#### Required task
Answer with the number of lines in the listing below that contain the word "this", and nothing else.

#### Provided data
####################
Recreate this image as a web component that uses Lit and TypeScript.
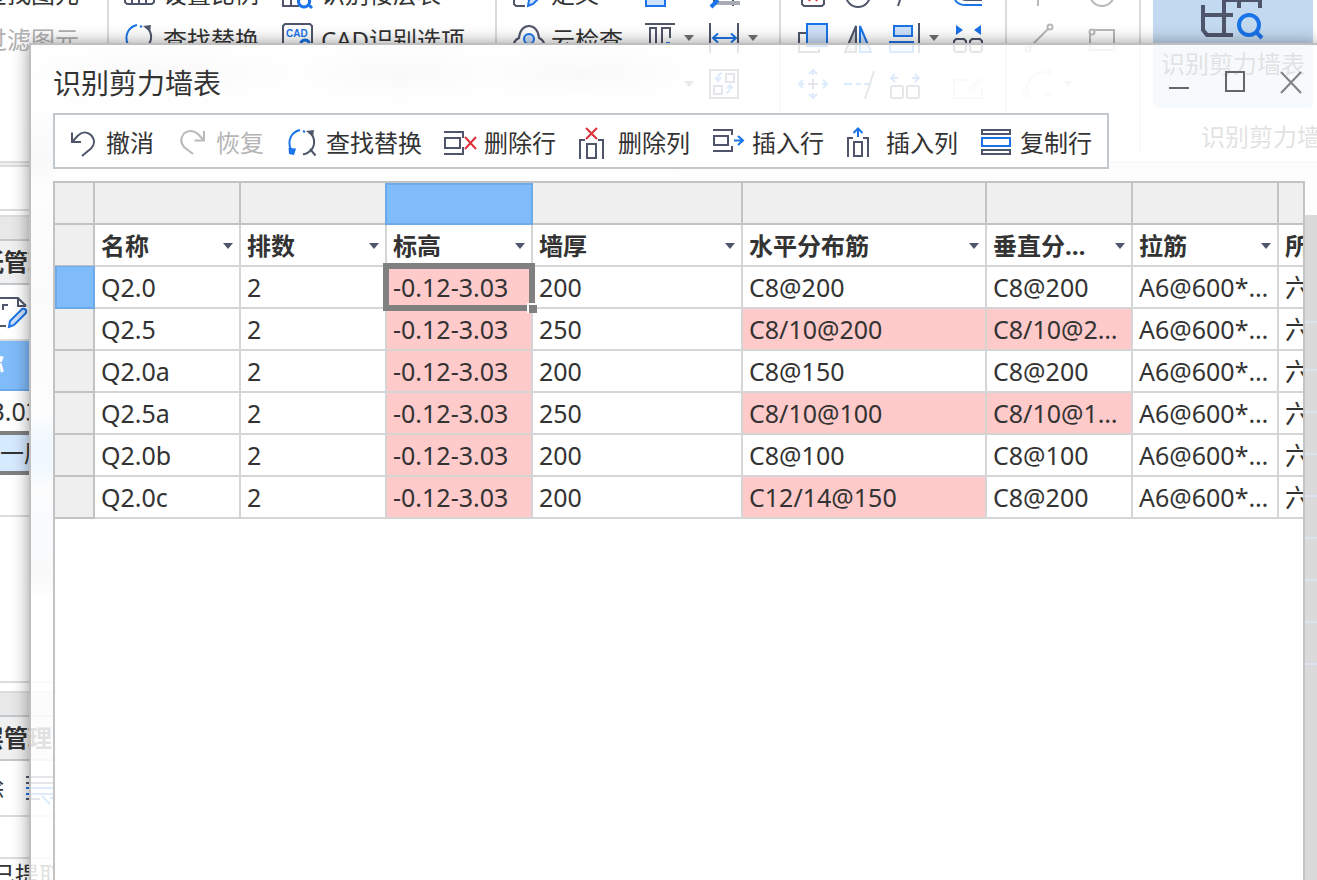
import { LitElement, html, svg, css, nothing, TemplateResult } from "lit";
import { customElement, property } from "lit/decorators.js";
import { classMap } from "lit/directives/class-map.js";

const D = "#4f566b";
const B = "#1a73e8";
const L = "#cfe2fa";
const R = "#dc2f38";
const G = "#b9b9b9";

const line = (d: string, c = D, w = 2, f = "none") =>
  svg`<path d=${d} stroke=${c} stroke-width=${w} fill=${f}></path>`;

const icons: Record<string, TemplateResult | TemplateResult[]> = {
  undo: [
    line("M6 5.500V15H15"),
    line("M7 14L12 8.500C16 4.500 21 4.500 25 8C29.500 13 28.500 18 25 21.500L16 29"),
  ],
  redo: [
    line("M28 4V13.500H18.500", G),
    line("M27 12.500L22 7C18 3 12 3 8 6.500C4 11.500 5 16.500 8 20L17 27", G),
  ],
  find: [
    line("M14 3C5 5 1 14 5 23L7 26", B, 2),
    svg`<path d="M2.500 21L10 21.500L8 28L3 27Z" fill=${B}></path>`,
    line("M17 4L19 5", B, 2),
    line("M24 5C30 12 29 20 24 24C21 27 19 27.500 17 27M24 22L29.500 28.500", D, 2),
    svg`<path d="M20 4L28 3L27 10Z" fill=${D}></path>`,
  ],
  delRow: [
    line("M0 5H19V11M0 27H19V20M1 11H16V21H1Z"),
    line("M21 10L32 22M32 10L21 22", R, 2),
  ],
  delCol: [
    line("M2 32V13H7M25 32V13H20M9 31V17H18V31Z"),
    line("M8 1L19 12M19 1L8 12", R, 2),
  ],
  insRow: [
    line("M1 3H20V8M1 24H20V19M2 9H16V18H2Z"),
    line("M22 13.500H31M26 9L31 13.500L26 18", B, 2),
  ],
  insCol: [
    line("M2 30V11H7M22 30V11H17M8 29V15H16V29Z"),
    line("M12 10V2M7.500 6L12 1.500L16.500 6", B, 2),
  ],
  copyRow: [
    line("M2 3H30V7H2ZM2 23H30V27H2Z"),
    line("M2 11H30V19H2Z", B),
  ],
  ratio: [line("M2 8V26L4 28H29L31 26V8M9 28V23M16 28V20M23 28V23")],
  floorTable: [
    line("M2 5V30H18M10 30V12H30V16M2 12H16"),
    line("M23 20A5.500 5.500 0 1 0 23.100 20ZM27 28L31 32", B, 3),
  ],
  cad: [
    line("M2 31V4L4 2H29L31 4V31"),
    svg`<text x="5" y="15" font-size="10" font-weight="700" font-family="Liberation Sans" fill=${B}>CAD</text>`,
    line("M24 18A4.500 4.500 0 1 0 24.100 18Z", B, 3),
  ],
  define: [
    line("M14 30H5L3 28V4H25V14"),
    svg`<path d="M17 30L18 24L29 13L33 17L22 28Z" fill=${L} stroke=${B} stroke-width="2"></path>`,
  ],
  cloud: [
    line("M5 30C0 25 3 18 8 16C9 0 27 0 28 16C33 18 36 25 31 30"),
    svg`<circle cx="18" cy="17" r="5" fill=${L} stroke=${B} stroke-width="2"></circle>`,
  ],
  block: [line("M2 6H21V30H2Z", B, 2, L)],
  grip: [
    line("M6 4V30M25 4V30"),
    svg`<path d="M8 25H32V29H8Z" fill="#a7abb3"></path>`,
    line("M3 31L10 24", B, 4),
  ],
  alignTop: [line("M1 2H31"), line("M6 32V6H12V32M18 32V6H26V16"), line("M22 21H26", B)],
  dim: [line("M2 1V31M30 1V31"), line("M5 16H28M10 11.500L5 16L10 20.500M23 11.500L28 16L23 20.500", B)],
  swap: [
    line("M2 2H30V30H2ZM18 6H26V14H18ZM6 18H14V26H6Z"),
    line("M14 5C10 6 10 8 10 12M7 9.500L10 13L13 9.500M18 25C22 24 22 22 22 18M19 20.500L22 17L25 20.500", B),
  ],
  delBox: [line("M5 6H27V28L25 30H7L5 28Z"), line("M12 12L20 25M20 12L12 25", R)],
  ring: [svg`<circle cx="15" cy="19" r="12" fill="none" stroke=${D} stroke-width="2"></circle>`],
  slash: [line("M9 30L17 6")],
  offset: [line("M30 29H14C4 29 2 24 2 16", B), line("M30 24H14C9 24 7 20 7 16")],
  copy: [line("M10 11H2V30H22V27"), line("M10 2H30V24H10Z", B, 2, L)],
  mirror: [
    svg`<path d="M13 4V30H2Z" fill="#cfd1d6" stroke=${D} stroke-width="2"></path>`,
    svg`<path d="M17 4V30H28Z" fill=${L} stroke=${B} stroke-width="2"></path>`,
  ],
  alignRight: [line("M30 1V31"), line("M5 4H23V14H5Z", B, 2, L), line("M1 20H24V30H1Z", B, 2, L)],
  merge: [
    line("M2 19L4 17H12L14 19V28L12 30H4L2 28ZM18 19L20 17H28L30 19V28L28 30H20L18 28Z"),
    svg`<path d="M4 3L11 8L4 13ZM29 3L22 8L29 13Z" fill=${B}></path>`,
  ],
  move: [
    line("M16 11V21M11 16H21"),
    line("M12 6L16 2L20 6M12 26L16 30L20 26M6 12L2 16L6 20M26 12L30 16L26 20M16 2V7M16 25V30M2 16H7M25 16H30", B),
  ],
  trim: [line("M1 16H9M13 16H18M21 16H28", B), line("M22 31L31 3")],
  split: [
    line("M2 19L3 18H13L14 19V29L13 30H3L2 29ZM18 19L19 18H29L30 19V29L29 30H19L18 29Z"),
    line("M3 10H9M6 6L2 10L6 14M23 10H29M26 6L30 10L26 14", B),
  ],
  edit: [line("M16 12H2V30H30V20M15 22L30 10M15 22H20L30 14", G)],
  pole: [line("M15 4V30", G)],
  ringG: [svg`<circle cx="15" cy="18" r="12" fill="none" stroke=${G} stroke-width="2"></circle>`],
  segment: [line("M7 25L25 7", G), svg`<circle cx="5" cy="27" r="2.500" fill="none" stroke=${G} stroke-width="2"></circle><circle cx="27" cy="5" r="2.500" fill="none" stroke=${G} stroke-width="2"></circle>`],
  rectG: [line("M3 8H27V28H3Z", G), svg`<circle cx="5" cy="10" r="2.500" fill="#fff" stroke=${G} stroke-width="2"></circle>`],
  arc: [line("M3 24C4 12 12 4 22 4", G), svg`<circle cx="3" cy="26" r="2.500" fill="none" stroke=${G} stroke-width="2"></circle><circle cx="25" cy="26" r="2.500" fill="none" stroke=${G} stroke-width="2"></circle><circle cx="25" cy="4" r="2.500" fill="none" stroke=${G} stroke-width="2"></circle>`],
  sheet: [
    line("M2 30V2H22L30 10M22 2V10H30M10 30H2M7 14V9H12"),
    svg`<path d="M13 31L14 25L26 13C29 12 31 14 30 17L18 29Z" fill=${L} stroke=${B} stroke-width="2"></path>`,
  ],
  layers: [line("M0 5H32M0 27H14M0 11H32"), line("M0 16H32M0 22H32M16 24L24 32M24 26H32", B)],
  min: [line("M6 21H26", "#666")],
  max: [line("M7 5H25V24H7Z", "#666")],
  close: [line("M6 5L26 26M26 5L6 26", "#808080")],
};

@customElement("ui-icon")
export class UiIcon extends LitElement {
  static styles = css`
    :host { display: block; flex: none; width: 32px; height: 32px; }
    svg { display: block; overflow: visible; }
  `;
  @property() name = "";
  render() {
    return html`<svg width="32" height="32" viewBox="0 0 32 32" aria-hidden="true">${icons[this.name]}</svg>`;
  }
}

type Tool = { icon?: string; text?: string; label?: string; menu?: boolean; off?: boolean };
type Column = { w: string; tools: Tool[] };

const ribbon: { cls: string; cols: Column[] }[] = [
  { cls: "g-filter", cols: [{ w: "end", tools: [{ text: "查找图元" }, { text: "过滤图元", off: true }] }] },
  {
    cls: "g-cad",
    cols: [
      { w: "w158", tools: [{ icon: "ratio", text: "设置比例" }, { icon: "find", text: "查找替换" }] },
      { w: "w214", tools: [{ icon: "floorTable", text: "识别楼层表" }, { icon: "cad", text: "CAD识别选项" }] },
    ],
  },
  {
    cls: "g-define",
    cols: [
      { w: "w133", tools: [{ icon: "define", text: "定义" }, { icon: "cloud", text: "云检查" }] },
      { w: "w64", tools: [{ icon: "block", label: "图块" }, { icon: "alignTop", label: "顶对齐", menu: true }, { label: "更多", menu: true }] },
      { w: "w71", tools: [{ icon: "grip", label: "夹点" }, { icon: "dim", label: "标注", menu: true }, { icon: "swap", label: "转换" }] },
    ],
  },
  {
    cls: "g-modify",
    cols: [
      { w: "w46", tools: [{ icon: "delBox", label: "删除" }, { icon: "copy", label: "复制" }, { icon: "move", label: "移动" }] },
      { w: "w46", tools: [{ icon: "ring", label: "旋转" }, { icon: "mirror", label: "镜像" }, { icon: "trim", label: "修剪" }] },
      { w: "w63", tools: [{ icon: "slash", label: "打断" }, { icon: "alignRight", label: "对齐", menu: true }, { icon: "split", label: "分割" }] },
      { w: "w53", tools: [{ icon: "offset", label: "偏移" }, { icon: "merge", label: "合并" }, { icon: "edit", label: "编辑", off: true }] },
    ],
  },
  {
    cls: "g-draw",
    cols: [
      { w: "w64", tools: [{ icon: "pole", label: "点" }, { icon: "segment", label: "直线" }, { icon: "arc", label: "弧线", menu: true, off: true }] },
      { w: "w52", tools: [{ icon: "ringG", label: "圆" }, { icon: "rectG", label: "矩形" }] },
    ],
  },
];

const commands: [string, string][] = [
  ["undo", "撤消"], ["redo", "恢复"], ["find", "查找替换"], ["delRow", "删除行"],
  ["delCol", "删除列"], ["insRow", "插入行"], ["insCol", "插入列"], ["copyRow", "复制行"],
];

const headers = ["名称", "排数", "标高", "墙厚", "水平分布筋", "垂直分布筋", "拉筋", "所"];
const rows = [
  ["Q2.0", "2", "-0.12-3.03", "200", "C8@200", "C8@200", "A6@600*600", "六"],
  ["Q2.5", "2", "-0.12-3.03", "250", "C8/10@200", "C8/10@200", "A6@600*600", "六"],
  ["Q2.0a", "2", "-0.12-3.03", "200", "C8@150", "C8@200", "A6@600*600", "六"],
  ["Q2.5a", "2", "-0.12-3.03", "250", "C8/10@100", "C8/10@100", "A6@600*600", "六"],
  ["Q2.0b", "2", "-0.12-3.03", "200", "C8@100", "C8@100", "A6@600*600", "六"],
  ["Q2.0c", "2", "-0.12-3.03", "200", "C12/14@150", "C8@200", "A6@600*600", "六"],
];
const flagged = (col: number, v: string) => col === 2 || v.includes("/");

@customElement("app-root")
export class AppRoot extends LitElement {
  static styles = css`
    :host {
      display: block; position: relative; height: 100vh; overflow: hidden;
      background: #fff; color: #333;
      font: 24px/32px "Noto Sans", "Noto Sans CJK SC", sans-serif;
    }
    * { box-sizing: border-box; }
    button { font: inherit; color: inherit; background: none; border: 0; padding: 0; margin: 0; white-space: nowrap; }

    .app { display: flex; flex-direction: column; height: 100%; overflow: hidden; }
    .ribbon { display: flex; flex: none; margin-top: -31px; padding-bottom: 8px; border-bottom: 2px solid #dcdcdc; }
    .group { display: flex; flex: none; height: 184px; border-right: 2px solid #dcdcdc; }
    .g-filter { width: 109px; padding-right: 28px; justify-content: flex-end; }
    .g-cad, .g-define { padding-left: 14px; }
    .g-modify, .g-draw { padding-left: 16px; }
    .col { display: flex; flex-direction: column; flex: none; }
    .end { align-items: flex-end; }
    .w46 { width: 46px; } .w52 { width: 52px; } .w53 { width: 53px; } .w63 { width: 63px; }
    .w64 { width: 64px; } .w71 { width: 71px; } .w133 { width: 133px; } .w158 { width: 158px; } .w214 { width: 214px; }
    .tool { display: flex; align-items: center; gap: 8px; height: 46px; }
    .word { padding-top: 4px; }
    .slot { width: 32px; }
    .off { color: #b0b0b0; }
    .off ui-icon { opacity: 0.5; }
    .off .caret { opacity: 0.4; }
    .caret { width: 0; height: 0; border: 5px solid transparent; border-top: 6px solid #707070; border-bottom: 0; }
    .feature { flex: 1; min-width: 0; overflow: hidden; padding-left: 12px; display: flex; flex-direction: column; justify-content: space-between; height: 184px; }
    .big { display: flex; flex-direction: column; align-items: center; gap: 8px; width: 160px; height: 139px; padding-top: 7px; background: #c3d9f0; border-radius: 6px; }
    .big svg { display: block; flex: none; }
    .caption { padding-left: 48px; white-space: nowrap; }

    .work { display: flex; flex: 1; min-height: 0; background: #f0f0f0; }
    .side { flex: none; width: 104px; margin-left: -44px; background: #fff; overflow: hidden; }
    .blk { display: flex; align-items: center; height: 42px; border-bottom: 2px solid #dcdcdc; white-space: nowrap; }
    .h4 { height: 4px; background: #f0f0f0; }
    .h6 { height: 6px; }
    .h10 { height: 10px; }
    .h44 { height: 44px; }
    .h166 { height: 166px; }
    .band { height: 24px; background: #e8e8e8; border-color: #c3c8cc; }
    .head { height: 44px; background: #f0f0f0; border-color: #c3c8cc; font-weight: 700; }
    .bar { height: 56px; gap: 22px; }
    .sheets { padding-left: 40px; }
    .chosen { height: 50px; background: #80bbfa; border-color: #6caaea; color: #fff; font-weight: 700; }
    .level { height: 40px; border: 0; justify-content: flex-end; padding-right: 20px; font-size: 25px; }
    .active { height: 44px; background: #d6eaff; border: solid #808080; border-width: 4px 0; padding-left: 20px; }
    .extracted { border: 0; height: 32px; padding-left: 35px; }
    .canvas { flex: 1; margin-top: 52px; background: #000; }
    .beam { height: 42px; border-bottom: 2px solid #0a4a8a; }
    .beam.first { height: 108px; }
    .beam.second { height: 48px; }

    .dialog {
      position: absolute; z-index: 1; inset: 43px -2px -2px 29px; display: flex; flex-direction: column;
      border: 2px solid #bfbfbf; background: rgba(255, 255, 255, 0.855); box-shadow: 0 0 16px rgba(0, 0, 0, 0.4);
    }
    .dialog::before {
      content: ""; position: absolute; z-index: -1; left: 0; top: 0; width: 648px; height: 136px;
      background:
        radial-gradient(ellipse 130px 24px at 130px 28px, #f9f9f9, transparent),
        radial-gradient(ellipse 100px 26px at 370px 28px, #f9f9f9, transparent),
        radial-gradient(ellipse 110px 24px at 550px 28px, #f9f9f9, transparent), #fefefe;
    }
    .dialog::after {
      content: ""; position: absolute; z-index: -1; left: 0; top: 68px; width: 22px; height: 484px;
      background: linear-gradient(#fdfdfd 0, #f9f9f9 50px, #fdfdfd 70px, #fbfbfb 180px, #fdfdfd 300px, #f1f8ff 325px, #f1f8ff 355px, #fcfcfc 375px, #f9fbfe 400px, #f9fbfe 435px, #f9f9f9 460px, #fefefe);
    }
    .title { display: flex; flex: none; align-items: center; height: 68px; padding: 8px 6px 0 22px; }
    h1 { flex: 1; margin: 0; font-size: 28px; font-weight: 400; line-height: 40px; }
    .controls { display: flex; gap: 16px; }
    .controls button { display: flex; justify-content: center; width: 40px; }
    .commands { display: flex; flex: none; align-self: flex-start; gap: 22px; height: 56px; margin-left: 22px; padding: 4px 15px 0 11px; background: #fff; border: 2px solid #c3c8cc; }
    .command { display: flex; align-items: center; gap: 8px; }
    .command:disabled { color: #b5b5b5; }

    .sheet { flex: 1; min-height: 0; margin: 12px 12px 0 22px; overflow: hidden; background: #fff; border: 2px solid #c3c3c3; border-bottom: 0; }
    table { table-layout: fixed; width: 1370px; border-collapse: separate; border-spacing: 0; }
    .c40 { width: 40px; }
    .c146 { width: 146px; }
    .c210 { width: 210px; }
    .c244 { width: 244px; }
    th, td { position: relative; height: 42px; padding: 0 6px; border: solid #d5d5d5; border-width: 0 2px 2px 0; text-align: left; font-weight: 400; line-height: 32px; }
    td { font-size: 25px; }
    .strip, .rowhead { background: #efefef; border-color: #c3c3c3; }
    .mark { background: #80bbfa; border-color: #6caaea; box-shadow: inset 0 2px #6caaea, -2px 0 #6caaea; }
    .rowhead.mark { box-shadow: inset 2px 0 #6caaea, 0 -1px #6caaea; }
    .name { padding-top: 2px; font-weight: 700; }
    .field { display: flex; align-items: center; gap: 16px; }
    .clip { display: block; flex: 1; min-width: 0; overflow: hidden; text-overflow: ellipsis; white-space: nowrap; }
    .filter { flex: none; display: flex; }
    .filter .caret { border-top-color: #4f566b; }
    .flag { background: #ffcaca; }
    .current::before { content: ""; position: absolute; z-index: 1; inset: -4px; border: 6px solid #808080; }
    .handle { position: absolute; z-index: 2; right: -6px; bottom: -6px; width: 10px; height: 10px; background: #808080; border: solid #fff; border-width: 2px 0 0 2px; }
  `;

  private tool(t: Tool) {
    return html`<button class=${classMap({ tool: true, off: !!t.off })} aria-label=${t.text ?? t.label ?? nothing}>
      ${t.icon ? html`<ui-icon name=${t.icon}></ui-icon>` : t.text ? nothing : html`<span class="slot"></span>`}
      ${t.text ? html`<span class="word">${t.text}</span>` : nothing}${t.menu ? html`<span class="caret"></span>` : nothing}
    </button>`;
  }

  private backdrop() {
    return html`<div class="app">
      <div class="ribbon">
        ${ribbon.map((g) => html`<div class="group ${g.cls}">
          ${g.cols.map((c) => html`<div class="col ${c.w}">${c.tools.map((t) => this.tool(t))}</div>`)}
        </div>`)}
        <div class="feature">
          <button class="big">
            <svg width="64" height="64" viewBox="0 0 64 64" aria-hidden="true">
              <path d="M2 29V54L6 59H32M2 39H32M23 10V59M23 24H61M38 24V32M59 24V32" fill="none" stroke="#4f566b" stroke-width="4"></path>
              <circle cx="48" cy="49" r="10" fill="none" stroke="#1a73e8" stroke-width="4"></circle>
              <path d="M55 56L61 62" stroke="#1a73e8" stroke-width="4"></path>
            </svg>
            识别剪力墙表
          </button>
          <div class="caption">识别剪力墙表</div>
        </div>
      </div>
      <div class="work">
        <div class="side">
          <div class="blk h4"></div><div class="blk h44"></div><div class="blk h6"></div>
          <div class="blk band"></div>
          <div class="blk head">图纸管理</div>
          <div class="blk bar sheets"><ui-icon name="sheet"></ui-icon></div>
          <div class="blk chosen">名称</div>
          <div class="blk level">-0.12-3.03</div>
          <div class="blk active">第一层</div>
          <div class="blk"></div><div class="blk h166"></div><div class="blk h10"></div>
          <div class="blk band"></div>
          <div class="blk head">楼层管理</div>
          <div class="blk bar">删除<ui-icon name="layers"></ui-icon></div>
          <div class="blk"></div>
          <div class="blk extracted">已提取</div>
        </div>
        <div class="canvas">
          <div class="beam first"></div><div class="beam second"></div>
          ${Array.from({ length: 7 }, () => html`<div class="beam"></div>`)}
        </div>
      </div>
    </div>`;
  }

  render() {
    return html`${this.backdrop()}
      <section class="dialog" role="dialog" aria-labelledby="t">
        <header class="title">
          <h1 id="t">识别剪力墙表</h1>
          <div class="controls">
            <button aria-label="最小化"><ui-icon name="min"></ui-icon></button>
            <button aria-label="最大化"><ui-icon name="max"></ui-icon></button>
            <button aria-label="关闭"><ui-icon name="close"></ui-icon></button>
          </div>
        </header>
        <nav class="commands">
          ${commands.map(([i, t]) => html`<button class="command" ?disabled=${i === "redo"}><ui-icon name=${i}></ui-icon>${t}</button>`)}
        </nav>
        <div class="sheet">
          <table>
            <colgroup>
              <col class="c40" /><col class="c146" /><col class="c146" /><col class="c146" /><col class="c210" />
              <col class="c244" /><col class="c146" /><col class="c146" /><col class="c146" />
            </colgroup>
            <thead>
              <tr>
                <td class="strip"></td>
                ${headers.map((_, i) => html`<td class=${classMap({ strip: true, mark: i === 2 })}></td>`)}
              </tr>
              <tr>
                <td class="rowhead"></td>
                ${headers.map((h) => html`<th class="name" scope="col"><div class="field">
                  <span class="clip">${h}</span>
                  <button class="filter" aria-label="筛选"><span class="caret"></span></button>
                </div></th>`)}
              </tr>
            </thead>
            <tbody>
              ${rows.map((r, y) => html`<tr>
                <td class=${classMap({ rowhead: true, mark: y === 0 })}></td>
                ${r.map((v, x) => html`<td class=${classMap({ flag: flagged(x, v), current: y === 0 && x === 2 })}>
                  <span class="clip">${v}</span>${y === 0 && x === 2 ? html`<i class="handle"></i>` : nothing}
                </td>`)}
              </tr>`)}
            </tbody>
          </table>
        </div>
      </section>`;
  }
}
####################
#### Finished exercise
4